Daher gab es für mich auch noch (was ansonsten nicht geplant war)

Tag 5 und Runde 11: Kurz nach Rundenbeginn fiel auch die Entscheidung in der Amateurgruppe 4H - ein Vereinskollege akzeptierte nach 10 Zügen das gegnerische Remisangebot und war damit Wertungssieger. Was das noch bedeutete bzw. welchen Wunsch ich ihm erfüllen konnte, behalte ich exklusiv für unsere Club-Homepage. Mein journalistischer Höhepunkt war vielleicht dieser: es gab Gerüchte, dass Wesley So einen Verbandswechsel anstrebt und Amerikaner werden will. Aus gut informierten Kreisen (Wesley So) wurde das bestätigt, "but it is going to be a long process".

Das hat sich eher zufällig ergeben, gekommen war ich ja für Aronians Pressekonferenz. Die war aus meiner Sicht kürzer (11 statt 49 Minuten), kurzweiliger und gehaltvoller als die von Kasparov. Auf meine vielleicht dumme Frage "How will you keep your form?" hatte er eine interessante Antwort.

Und dann war alles vorbei, vom Tata-Pressedienst und von einigen 'Kollegen' habe ich mich verabschiedet mit "bis nächstes Jahr!". Es war interessant, es hat Spass gemacht, es war aber auch anstrengend.

Kommentare   

#1 marcchan 2014-02-10 10:41
danke für den schönen Bericht!
Was war denn die interessante Antwort von Aronian?
#2 Thomas Richter 2014-02-10 18:06
Aronian sagte zunächst "I will keep it in a bottle" und dann "Ich glaube nicht an sowas wie Form. Man spielt nicht gut, weil man viel Spinat gegessen hat, sondern weil der Gegner es zulässt und weil man selber gut drauf ist. Aber das kann sich vom einen auf den anderen Tag ändern, siehe meine Partie gegen van Wely."

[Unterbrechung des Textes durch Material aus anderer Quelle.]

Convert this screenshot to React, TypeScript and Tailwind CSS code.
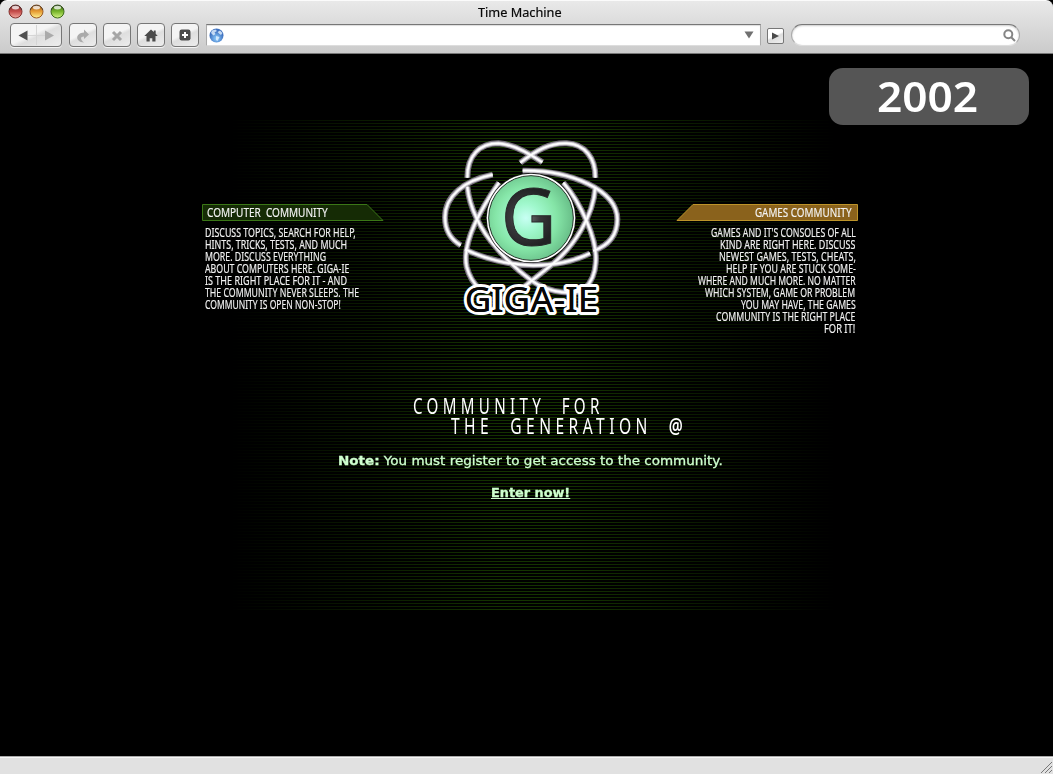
import { useLayoutEffect, useRef, useState } from "react";
import type { ReactNode } from "react";

/* Text squeezed or stretched horizontally to an exact line width. */
function FitText({ width, align = "left", children }: { width: number; align?: "left" | "right"; children: ReactNode }) {
  const ref = useRef<HTMLSpanElement>(null);
  const [scale, setScale] = useState(1);
  useLayoutEffect(() => {
    if (ref.current) setScale(width / ref.current.offsetWidth);
  }, [width]);
  return (
    <span className={align === "right" ? "flex justify-end" : "flex justify-start"}>
      <span
        ref={ref}
        className={align === "right" ? "shrink-0 origin-right whitespace-pre" : "shrink-0 origin-left whitespace-pre"}
        style={{ transform: `scaleX(${scale})` }}
      >
        {children}
      </span>
    </span>
  );
}

const computerLines: [string, number][] = [
  ["DISCUSS TOPICS, SEARCH FOR HELP,", 151],
  ["HINTS, TRICKS, TESTS, AND MUCH", 142],
  ["MORE. DISCUSS EVERYTHING", 121],
  ["ABOUT COMPUTERS HERE. GIGA-IE", 144],
  ["IS THE RIGHT PLACE FOR IT - AND", 142],
  ["THE COMMUNITY NEVER SLEEPS. THE", 154],
  ["COMMUNITY IS OPEN NON-STOP!", 136],
];

const gamesLines: [string, number][] = [
  ["GAMES AND IT'S CONSOLES OF ALL", 145],
  ["KIND ARE RIGHT HERE. DISCUSS", 135],
  ["NEWEST GAMES, TESTS, CHEATS,", 137],
  ["HELP IF YOU ARE STUCK SOME-", 130],
  ["WHERE AND MUCH MORE. NO MATTER", 158],
  ["WHICH SYSTEM, GAME OR PROBLEM", 150],
  ["YOU MAY HAVE, THE GAMES", 115],
  ["COMMUNITY IS THE RIGHT PLACE", 139],
  ["FOR IT!", 31],
];

const orbits = [
  "M112 143C112 75 150 40 205 40C250 42 300 72 337 97",
  "M271 98C320 60 360 38 410 40C465 42 497 85 496 143",
  "M188 134C100 152 45 200 45 262C45 302 65 330 92 346",
  "M278 122C420 120 562 180 562 268C562 310 540 345 490 363",
  "M105 358C160 385 240 406 310 406C370 406 430 395 480 370",
  "M112 170C118 230 150 300 200 354C230 390 268 425 305 452C345 480 400 495 450 484",
  "M207 158C150 240 95 340 110 410C115 430 125 455 150 478",
  "M400 158C450 215 505 330 497 400C495 430 485 455 465 475",
  "M496 172C490 260 430 350 370 400C340 425 320 440 285 468",
];

function Logo() {
  return (
    <svg className="h-[200px] w-[200px]" viewBox="0 0 600 600" fill="none">
      <defs>
        <radialGradient id="orb" cx="0.44" cy="0.5" r="0.56">
          <stop offset="0" stopColor="#c8fff4" />
          <stop offset="0.3" stopColor="#a0f8cd" />
          <stop offset="0.65" stopColor="#85e5a7" />
          <stop offset="1" stopColor="#68be88" />
        </radialGradient>
        <radialGradient id="glyph" gradientUnits="userSpaceOnUse" cx="285" cy="265" r="90">
          <stop offset="0" stopColor="#77777b" />
          <stop offset="0.5" stopColor="#37373a" />
          <stop offset="1" stopColor="#222224" />
        </radialGradient>
        <filter id="soft" x="-10%" y="-10%" width="120%" height="120%">
          <feGaussianBlur stdDeviation="2" />
        </filter>
      </defs>
      <g stroke="#77727c" strokeWidth="18" filter="url(#soft)">
        {orbits.map((d) => <path key={d} d={d} />)}
      </g>
      <g stroke="#d4d1d8" strokeWidth="11">
        {orbits.map((d) => <path key={d} d={d} />)}
      </g>
      <g stroke="#fff" strokeWidth="5">
        {orbits.map((d) => <path key={d} d={d} />)}
      </g>
      <circle cx="303" cy="264" r="135" fill="#171717" />
      <circle cx="303" cy="264" r="133" fill="#fff" />
      <circle cx="303" cy="264" r="127" fill="url(#orb)" stroke="#26382c" strokeWidth="3" />
      <text x="213" y="346" fontSize="236" textLength="166" lengthAdjust="spacingAndGlyphs" fill="url(#glyph)" className="font-['Noto_Sans',sans-serif] [stroke:#28282a] [stroke-width:3px]">
        G
      </text>
      <text x="104" y="546" fontSize="106" textLength="400" lengthAdjust="spacingAndGlyphs" fill="#080808" className="font-['Noto_Sans',sans-serif] [paint-order:stroke] [stroke-linejoin:round] [stroke-width:18px] [stroke:#fff]">
        GIGA-IE
      </text>
      <text x="104" y="546" fontSize="106" textLength="400" lengthAdjust="spacingAndGlyphs" fill="#080808" aria-hidden="true" className="font-['Noto_Sans',sans-serif]">
        GIGA-IE
      </text>
    </svg>
  );
}

function Light({ id, dark, mid, light }: { id: string; dark: string; mid: string; light: string }) {
  return (
    <svg className="h-[15px] w-[15px]" viewBox="0 0 15 15">
      <defs>
        <linearGradient id={id} x1="0" y1="0" x2="0" y2="1">
          <stop offset="0" stopColor={dark} />
          <stop offset="0.5" stopColor={mid} />
          <stop offset="1" stopColor={light} />
        </linearGradient>
      </defs>
      <circle cx="7.5" cy="7.5" r="6.5" fill={`url(#${id})`} stroke={dark} strokeWidth="1" />
      <path d="M1.300 6A6.500 6.500 0 0 1 13.700 6" fill="none" stroke="#333" strokeOpacity="0.65" />
      <ellipse cx="7.5" cy="3.600" rx="3.6" ry="1.9" fill="#fff" opacity="0.75" />
    </svg>
  );
}

const button =
  "flex h-[24px] items-center justify-center rounded-[4px] border border-[#777] bg-linear-[155deg,#f4f4f4_45%,#dedede_55%,#ededed] shadow-[0_1px_0_#f3f3f3]";

function Toolbar() {
  return (
    <header className="h-[54px] shrink-0 rounded-t-[7px] border-t border-b border-t-[#fbfbfb] border-b-[#777] bg-linear-to-b from-[#e9e9e9] to-[#cbcbcb]">
      <div className="flex h-[22px] items-center">
        <div className="flex w-[203px] gap-[6px] pb-[2px] pl-[7.5px]">
          <Light id="close" dark="#84302d" mid="#c54d4b" light="#f3aaa0" />
          <Light id="minimise" dark="#9a5a20" mid="#e79d35" light="#fff492" />
          <Light id="zoom" dark="#3c6b17" mid="#77b52c" light="#d5f585" />
        </div>
        <h1 className="flex w-[636px] justify-center font-['Noto_Sans',sans-serif] text-[13px] leading-[22px] text-[#080808] [-webkit-text-stroke:0.2px_#080808]">
          <FitText width={84}>Time Machine</FitText>
        </h1>
      </div>
      <div className="flex h-[24px] pl-[10px]">
        <div className={`${button} w-[52px]`}>
          <svg className="h-[22px] w-[50px]" viewBox="0 0 50 22">
            <path d="M25.5 1V21M17 11.5H34" stroke="#d5d5d5" />
            <path d="M7.500 11.500L16.500 6.500V16.500Z" fill="#505050" />
            <path d="M43 11.500L34 6.500V16.500Z" fill="#aaa" />
          </svg>
        </div>
        <div className={`${button} ml-[7px] w-[28px]`}>
          <svg className="mt-px h-[18px] w-[18px]" viewBox="0 0 18 18">
            <path d="M10 2.500L15 7.500L10 12V9.500C6 9.500 6 12.500 10 15.500C1 15 1 6 10 5.500Z" fill="#aaa" />
          </svg>
        </div>
        <div className={`${button} ml-[6px] w-[28px]`}>
          <svg className="mt-px h-[12px] w-[12px]" viewBox="0 0 12 12">
            <path d="M2 2L10 10M10 2L2 10" stroke="#a5a5a5" strokeWidth="3" />
          </svg>
        </div>
        <div className={`${button} ml-[6px] w-[28px]`}>
          <svg className="h-[13px] w-[14px]" viewBox="0 0 14 13">
            <path d="M7 .4L9.800 3V1.600H11.700V4.700L13.700 7H11.500V12.500H8.300V9.300H5.700V12.500H2.500V7H.3Z" fill="#4b4b4b" />
          </svg>
        </div>
        <div className={`${button} ml-[6px] w-[28px]`}>
          <svg className="h-[12px] w-[12px]" viewBox="0 0 12 12">
            <rect x="0.5" y="0.5" width="11" height="11" rx="2.200" fill="#4b4b4b" />
            <path d="M6 3V9M3 6H9" stroke="#fff" strokeWidth="2" />
          </svg>
        </div>
        <div className="mt-px ml-[7px] flex h-[22px] w-[555px] items-center justify-between border border-t-[#777] border-r-[#aaa] border-b-[#ddd] border-l-[#aaa] bg-white pr-[6px] pl-[2px] shadow-[inset_0_1px_1px_#ddd]">
          <svg className="h-[15px] w-[15px]" viewBox="0 0 15 15">
            <defs>
              <radialGradient id="globe" cx="0.5" cy="0.7">
                <stop stopColor="#91d0ff" />
                <stop offset="1" stopColor="#3f72c0" />
              </radialGradient>
            </defs>
            <circle cx="7.500" cy="7.500" r="7" fill="url(#globe)" />
            <path d="M3 2.500L6.500 1.500L8 3L5.500 4.500L6.500 6L4.500 7.500L2 5ZM8.500 4L11 2.500L13.500 5L12 7L10.500 6ZM7 8L10.500 9L8.500 13L7 12Z" fill="#e5f3ff" opacity="0.8" />
          </svg>
          <svg className="h-[8px] w-[10px]" viewBox="0 0 10 8">
            <path d="M.5.5H9.500L5 7.500Z" fill="#707070" />
          </svg>
        </div>
        <div className="mt-[5px] ml-[6px] flex h-[16px] w-[17px] items-center justify-center rounded-[2px] border border-[#777] bg-linear-[155deg,#fff_45%,#dedede_55%,#efefef]">
          <svg className="h-[8px] w-[7px]" viewBox="0 0 7 8">
            <path d="M0 .5L7 4L0 7.500Z" fill="#4b4b4b" />
          </svg>
        </div>
        <div className="mt-px ml-[7px] flex h-[22px] w-[229px] items-center justify-end rounded-full border border-t-[#777] border-r-[#aaa] border-b-[#ddd] border-l-[#aaa] bg-white pr-[3px] shadow-[inset_0_1px_2px_#ccc]">
          <svg className="h-[13px] w-[13px]" viewBox="0 0 13 13" fill="none" stroke="#858585" strokeWidth="2">
            <circle cx="5.300" cy="5.300" r="4" />
            <path d="M8.200 8.200L12 12" />
          </svg>
        </div>
      </div>
    </header>
  );
}

function ComputerColumn() {
  return (
    <section className="mt-[74px] w-[182px] [-webkit-text-stroke:0.15px_currentColor]">
      <div className="grid h-[17px]">
        <svg className="col-start-1 row-start-1 h-[17px] w-[182px]" viewBox="0 0 182 17">
          <path d="M.5.500H165L181 16.500H.5Z" fill="#152b05" stroke="#3b7717" />
        </svg>
        <h2 className="z-10 col-start-1 row-start-1 pl-[5px] text-[12px] leading-[17px]">
          <FitText width={121}>COMPUTER  COMMUNITY</FitText>
        </h2>
      </div>
      <div className="mt-[6px] pl-[3px] text-[12px] leading-[12px]">
        {computerLines.map(([line, width]) => (
          <FitText key={line} width={width}>{line}</FitText>
        ))}
      </div>
    </section>
  );
}

function GamesColumn() {
  return (
    <section className="mt-[74px] w-[182px] [-webkit-text-stroke:0.15px_currentColor]">
      <div className="grid h-[17px]">
        <svg className="col-start-1 row-start-1 h-[17px] w-[182px]" viewBox="0 0 182 17">
          <path d="M181.500.500H17L1 16.500H181.500Z" fill="#8a621c" stroke="#bd942a" />
        </svg>
        <h2 className="z-10 col-start-1 row-start-1 pr-[6px] text-[12px] leading-[17px]">
          <FitText width={97} align="right">GAMES COMMUNITY</FitText>
        </h2>
      </div>
      <div className="mt-[6px] pr-[2.5px] text-[12px] leading-[12px]">
        {gamesLines.map(([line, width]) => (
          <FitText key={line} width={width} align="right">{line}</FitText>
        ))}
      </div>
    </section>
  );
}

export default function App() {
  return (
    <div className="flex h-[774px] w-[1053px] flex-col overflow-hidden bg-black">
      <Toolbar />
      <main className="relative isolate h-[702px] shrink-0 font-['Noto_Sans',sans-serif] text-[#f2f2f2]">
        <div className="absolute top-[66px] left-[230px] -z-10 h-[490px] w-[606px] bg-[repeating-linear-gradient(to_bottom,#143300_0px,#143300_1px,transparent_1px,transparent_3px)] mask-[linear-gradient(to_right,transparent,black_45%,black_55%,transparent)]" />
        <div className="absolute top-[14px] right-[24px] flex h-[57px] w-[200px] items-center justify-center rounded-[14px] bg-[#555] pr-[8px] pb-[2px] text-[42px] leading-[55px] font-semibold text-white">
          <FitText width={101}>2002</FitText>
        </div>
        <div className="flex gap-[46px] pt-[76px] pl-[202px]">
          <ComputerColumn />
          <Logo />
          <GamesColumn />
        </div>
        <div className="mt-[61px] pl-[413px] text-[21px] leading-[20px] text-white">
          <FitText width={191}>
            <span className="tracking-[6px]">COMMUNITY  FOR</span>
          </FitText>
          <div className="h-[20px] pl-[38px]">
            <FitText width={236}>
              <span className="tracking-[6px]">THE  GENERATION  <b className="font-semibold">@</b></span>
            </FitText>
          </div>
        </div>
        <div className="mt-[16px] pl-[338px] font-['DejaVu_Sans',sans-serif] text-[13px] leading-[18px] text-[#cfffcf] [-webkit-text-stroke:0.3px_currentColor]">
          <FitText width={385}>
            <b>Note:</b> You must register to get access to the community.
          </FitText>
          <div className="mt-[14px] flex pl-[153px]">
            <a href="#enter" className="font-bold underline">
              <FitText width={79}>Enter now!</FitText>
            </a>
          </div>
        </div>
      </main>
      <footer className="flex h-[18px] shrink-0 items-end justify-end border-t border-[#aaa] bg-[#e1e1e1] shadow-[inset_0_1px_0_#f7f7f7]">
        <svg className="h-[13px] w-[13px]" viewBox="0 0 13 13" stroke="#777">
          <path d="M1 12L12 1M5 12L12 5M9 12L12 9" />
        </svg>
      </footer>
    </div>
  );
}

Die gesamte Pressekonferenz mit noch diversen anderen Pointen gibt es als Video auf der Turnierseite (Runde 11).
#3 Gerhard 2014-02-10 23:31
Schöner Bericht!

Da hast Du mehr Erfolg gehabt, als ich im WM-Kampf Kasparov-Anand, als ich Seirawan bei der Analyse einen Zug vorschlug. Da ging er absolut nicht drauf ein. Er analysierte da m.E. mit Mestel, genau weiß ich es aber nicht.